Introduction: celsian is a rare barium feldspar, it is dimorphous with paracelsian (it has the same chemical composition but a different arrangement of atoms in the crystal lattice) and forms a series with hyalophane [(K,Na,Ba)Si2(Al,Si)2O8] and orthoclase. It is commonly found in contact or regionally metamorphosed manganese deposits where it can form by the breakdown of cymrite [BaAl2Si2(O,OH)8.H2O]. Celsian is rare in igneous rocks but has been described from alkali rocks from the Kola Peninsula
Occurrence in Wales: the first reported occurrence of celsian in the British Isles was a short note by Russell (1911) describing ‘some finely crystallized mineral specimens from North Wales’ which had been sent to him by G.J. Williams, then H.M. Inspector of Mines for North Wales. At the time this represented just the second world-wide recording of this mineral. Although a more complete description was not provided until many years later (Spencer, 1942).

Key Localities:

  • Benallt Mine, Llŷn, Gwynedd: Spencer (1942) described a massive granular rock composed entirely of celsian.
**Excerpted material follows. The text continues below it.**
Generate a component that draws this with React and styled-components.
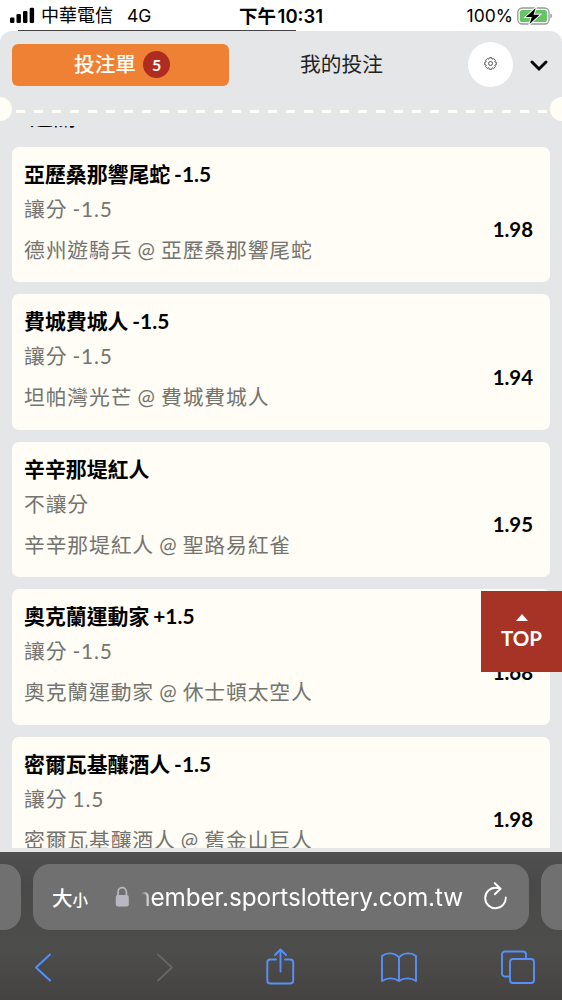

Two crystal forms were identified, one being long, slender to acicular prisms, up to 5 mm in length and rarely twinned on the Carlsbad Law; the other forming larger, stout, short, prismatic crystals averaging 1 cm across and 0.05-1.0 mm in thickness showing both Manebach and Baveno twin forms. Specimens in the National Museum of Wales Collection are from the G.J. Williams Collection and were recovered during working operations at the mine in the early 1900s. The largest single crystal in the G.J. Williams Collection reaches 19.5 mm in length (NMW 27.111.GR.383).


  1. Russell, A., 1911. An occurrence of the barium feldspar celsian in North Wales. Nature, 86, 180.
  2. Spencer, L.T., 1942. Barium-feldspars (celsian and paracelsian) from Wales. Mineralogical Magazine, 26, 231-245.